Leading different size steps for a saucy tango

Now that all the followers have learned to take uniformly sized steps, we are starting to learn to vary the size of steps during the dance. WHAT?!? What was the point of learning to keep them the same?

  • Safety: As the leader learns to lead, there are already so many variables that having a constant step size from the follower helps make tango danceable;
  • Control: You can't learn to vary your step size on purpose until you have learned to FEEL where your body normally exists in space (kinesthetic awareness).

Now that you have learned control over your steps, we can play with the dance to add flavor (what my teachers Oscar and Georgina call "picante") to your movement, based on musical promptings, other people's use of space, of just for fun.

Two of the combinations we have worked on in the Monday advanced class have dealt with leading the follower to use small steps interspersed with larger steps. In both, we changed the follower's "back-side-forward" steps of a giro into something a bit different.

The marca is the key to changing the follower's step size

One of my advanced students told my teachers that he didn't like using his hand as a part of the lead. He said he had been trained to NOT use his right hand and embrace to control movement. Oscar told him that he could continue to dance like that and "do your four or five moves" but in order to develop clear leads for more moves, he needed to learn to use the marca.

This is to head off all the comments from those of you who say to me, "But [x teacher] told me not to use my hands!" I believe that that person probably just didn't understand 100% how to make this dance easier and more elegant. Yes, it IS more work to learn to lead this way, but it means that your follower will go where you want, and do what you want them to do. I personally like to see that glazed, happy look on my follower's face after a tanda; don't you?

The point of the marca is not to signal the follower, but rather to be able to control the follower's movement gently and effectively. The follower does not need to "know" a signal because the follower's body is adjusted by the marca to make the move work.

The marca needed for step size is the suspension of the follower WHILE MOVING. When I suspend the follower:

  • If she is stationary, she will (hopefully) stay put on one leg;
  • If she is moving when you suspend, the follower's feet stay under her more, making her steps smaller: this is what we need!

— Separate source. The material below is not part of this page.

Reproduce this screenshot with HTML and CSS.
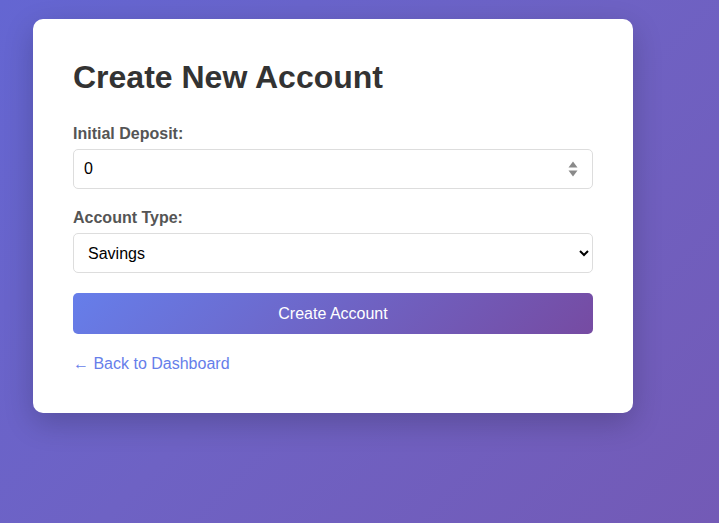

Medialuna to the left (1st part of the combination)

Rather than getting three medium-sized steps for the medialuna, this combination asked the follower to step "big-big-tiny" in order to end in the cross: #4 is the key part:

  1. salida
  2. regresa (side step back towards original position)
  3. 1 step LOD (leader left foot, follower right foot)
  4. medialuna to the left, with the leader stepping forward diagonal on the first step with the right AND STAYING ON THAT FOOT, and then pivoting in place with the chest to twist the follower into the cross, rather than taking a forward step on the third step of the turn.
  5. Use the marca to pivot the follower into the cross with a light suspension. This limitls the size of step the follower can take.
  6. Collect and (if needed) pivot counterclockwise, then both move laterally facing left diagonal LOD, and collect again to pivot clockwise and step laterally, facing right diagonal.
  7. End ready to move LOD.

 A note: I teach followers to do uniform giro steps UNLESS led to do #4. Other teachers in the community teach to automatically do the cross, but then the leader has only one option for movement. This way, the leader has a choice of possible movements, one of which is to truncate the forward step into the cross.

Main object of doing this medialuna into the cross: use your new skills in step size to adjust spatially to position your next move on the crowded dance floor.